Marketing will continue to represent the genders in the same way it always has and will only gradually shift to equality if genuine statistics show the same is happening to society.

Comments

  1. Hummm… Yes, I tend to agree with what you say *but*… there’s a but…
    As you say, marketing is a mirror building a connection through identification. That means that marketing seldom is or wants to be at the cutting edge of sociological change. Therefore, marketing messages or styles may easily confirm and strengthen certain types, visions, ideas.
    In the above case of the female nurse, the campaign may perpetuate a stereotype.
    I’m quite confident, too, that not all marketing messages use women (or men, sometimes…) as a way to reflect a sociological reality through which to build rapport with a segment of the audience but, instead, to entice. … sells 🙂

  2. Hmmm, I think you are delineating the role of marketing as something propagated by agencies rather than brands. Brands are ultimately responsible for their own marketing efforts, and brands are generally owned by companies which have certain responsibilities in society.
    I don’t think stereotyping and sexism are the same thing. Creating communication that reflects the target audience, and allows them to connect with the communication, is not necessarily the same as ‘holding up a mirror’.
    Under the banner of this argument, you could argue that Australia is racist and therefore it’s OK to depict racism within marketing as it is merely a mirror of society.
    In addition, we don’t always want to see the mirror held up, especially when the reflection is not particularly attractive.
    TV networks, brands and the media often underestimate their audiences.

  3. Kimota says:

    Ruud. certainly sex sells and I agree that both issues – the reflections of gender stereotyping within society and the use of women (and/or men) to entice – are at play. But I carefully wanted to separate both issues in order to discuss them individually, as I mentioned in the opening of the post.
    I found that both issues were often lumped together when debating marketing sexism, which distorted the argument somewhat. It became harder to decide whether the person was claiming a campaign was sexist because of gender stereotyping or in using sexual innuendo, and the answers are different for each.
    There will be a future post on the ‘sex sells’ angle.

  4. Kimota says:

    Not so sure I agree with everything you say there, Kate. Whether the marketing comes from the brand or an agency, the goal is the same – engage effectively with the widest proportion of the target market in a way that relates to them. Yes, brands are responsible for their own marketing – agency led or otherwise – but I think they are no more or less responsible than society as a whole in changing attitudes. Whether sexism and stereotyping are the same or not, many people do equate one with the other which is one reason why I was careful to separate this issue from the ‘sex sells’ debate. There are critics that describe these female stereotypes as ‘demeaning’ and thereby inherently sexist. I agree that i don’t think it is sexist, which is why I tried to debunk the idea here.
    Some members of the audience may not want the ‘mirror’ held up in a particular campaign, but that may mean that they are simply not the target. I hate the Lowes Menswear footy ads for being so blokey, but I am not the target audience. It seems the target audience respond extremely well to those ridiculous adverts. yes this is a generalisation and some may not want to be reflected even when they are the target, but marketing has to deal in generalisations when constructing large campaigns.

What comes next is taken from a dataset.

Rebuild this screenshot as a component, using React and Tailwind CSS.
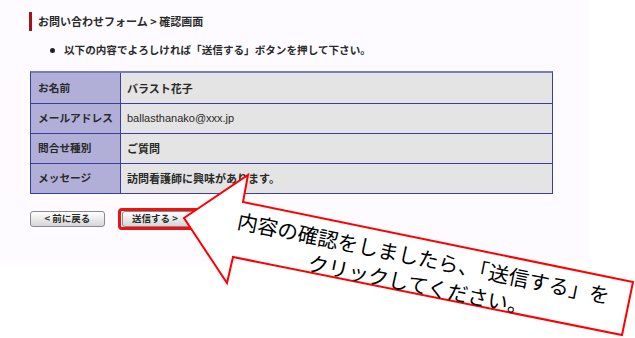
import React from "react";

const rows = [
  ["お名前", "バラスト花子", true],
  ["メールアドレス", "ballasthanako@xxx.jp", false],
  ["問合せ種別", "ご質問", true],
  ["メッセージ", "訪問看護師に興味があります。", true],
];

export default function App() {
  return (
    <div className="relative w-[635px] h-[338px] bg-white overflow-hidden text-[#2a2a2a] font-['Noto_Sans_CJK_JP','Liberation_Sans',sans-serif]">
      <div className="w-[589px] h-[262px] bg-[#fdfbff] pt-[12px] pl-[30px]">
        <div className="-ml-[1px] h-[19px] flex items-center border-l-[3px] border-[#a3141a] pl-[6px] text-[11px] font-bold leading-none">
          お問い合わせフォーム &gt; 確認画面
        </div>
        <div className="mt-[11px] h-[16px] flex items-center pl-[20px] text-[10.6px] font-bold leading-none">
          <span className="w-[5px] h-[5px] rounded-full bg-[#222] mr-[9px]" />
          以下の内容でよろしければ「送信する」ボタンを押して下さい。
        </div>
        <div className="mt-[13px] w-[523px] border border-[#3d3d9e] border-t-[2px] border-t-[#7a7ac4]">
          {rows.map(([label, value, bold], i) => (
            <div
              key={label}
              className={`flex h-[30px] ${i > 0 ? "border-t border-[#3d3d9e]" : ""}`}
            >
              <div className="w-[90px] bg-[#b1afd8] border-r border-[#3d3d9e] flex items-center pl-[7px] text-[10.7px] font-bold leading-none">
                {label}
              </div>
              <div
                className={`flex-1 bg-[#e4e4e4] flex items-center pl-[6px] text-[11px] leading-none ${
                  bold ? "font-bold" : "font-['Liberation_Sans',sans-serif]"
                }`}
              >
                {value}
              </div>
            </div>
          ))}
        </div>
        <div className="mt-[14px] flex items-center">
          <div className="w-[75px] h-[16px] rounded-[3px] border border-[#8a8a8a] bg-gradient-to-b from-white to-[#d6d6d6] flex items-center justify-center text-[9.5px] font-bold leading-none">
            &lt; 前に戻る
          </div>
          <div className="ml-[13px] h-[22px] w-[84px] rounded-[4px] border-[3px] border-[#ee1111] flex items-center pl-[1px]">
            <div className="w-[74px] h-[16px] rounded-[3px] border border-[#8a8a8a] bg-gradient-to-b from-white to-[#d6d6d6] flex items-center pl-[9px] text-[9.5px] font-bold leading-none">
              送信する &gt;
            </div>
          </div>
        </div>
      </div>

      <svg
        className="absolute left-0 top-0"
        width="635"
        height="338"
        viewBox="0 0 635 338"
      >
        <polygon
          points="184,218 248,175 243,202 633,282 622,335 233,257 227,283"
          fill="white"
          stroke="#ff0000"
          strokeWidth="2"
          strokeLinejoin="miter"
        />
      </svg>

      <div className="absolute left-[216px] top-[244px] w-[410px] h-[54px] rotate-[11.5deg] text-center text-[20.5px] leading-[27px] text-black">
        <div className="whitespace-nowrap">内容の確認をしましたら、「送信する」を</div>
        <div className="whitespace-nowrap">クリックしてください。</div>
      </div>
    </div>
  );
}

  5. A different Kate says:

    “… but marketing has to deal in generalisations when constructing large campaigns.”
    Or, take a different angle. Instead of trotting out the same old themes – oh and here are some chicks in outfits/your way – sit in a room with your marketing team and try something new. Challenge the norms. If a marketing campaign is ground-breaking then surely the business behind it has a similar ethos.
    Ideas are your day job.

  6. Kimota says:

    Hi “Different Kate”… 😉
    As mentioned above, I specifically separated what you described as the ‘chicks in outfits’ issue from this topic of gender stereotyping. That, I think, merits separate discussion and I wished to explore the issue of gender roles in marketing without confusing it with that far more controversial and emotion-fuelled debate.
    As to your other comment, even a groundbreaking campaign has to resonate with the target market. A groundbreaking campaign can still fail if those it is aimed at don’t feel it represents them. Would a hardware store sell more or fewer car jacks if they aimed their campaign at female mechanics – even though there are female mechanics out there? Are they biased or deserving of criticism for marketing to the larger demographic and thereby inadvertently perpetuating the stereotype? A brand wants the target audience to identify with the person in the advert. You too can be a wonderful mechanic with our car jack. You two can have happy healthy kids if you give them our muesli bars. Hence, why the person in the advert is selected to represent the majority of that target audience and therefore falls into those statistically correct but stereotypical gender roles. Challenging the norms of a target audience, in this respect, would be advertising suicide.

  7. Different Kate says:

    Yes, my “chicks in outfits” aside detracted from what I was trying to get across 🙂 My asides are my Achilles heal.
    Do you feel that marketing needs to be directed at one gender or another? Can you relate to a market without referencing gender? Can you target a market based solely on value propositions?

  8. Kimota says:

    I think it’s less about directing a campaign at one gender or another and more about directing at a specific demographic. Sometimes, that demographic may be characterised by gender, sometimes it won’t. Advertising a retirement village to retirees is a pretty gender neutral demographic. However, where the demographic is statistically related to gender – such as car jacks or laundry powder – it is very difficult to have the target audience respond with the message if it doesn’t contain a person they can identify with. I am sure it is possible to create a more abstract campaign that doesn’t contain a person of either gender to advertise both products, but an abstract campaign will have a far harder time relating the product to the every day needs of the audience. As an aside, (I’m prone to them too) ironically I have no need for a car jack being untypically completely unimpressed by cars, whereas I do buy the laundry powder and spend Saturday mornings with the washing machine – so I completely understand why some people feel marketing doesn’t speak to them when it targets the broader demographic. Doesn’t mean advertisers are wrong for targeting the majority, though.

  9. Different Kate says:

    Good point.
    I guess I don’t blame marketing for reflecting a sexist society. I just wish it would try harder sometimes. You know that old “if you’re not a part of the solution, you’re part of the problem” thing – but marketing is really about selling, not changing society.
    Oh great. Now I have talked myself into despair.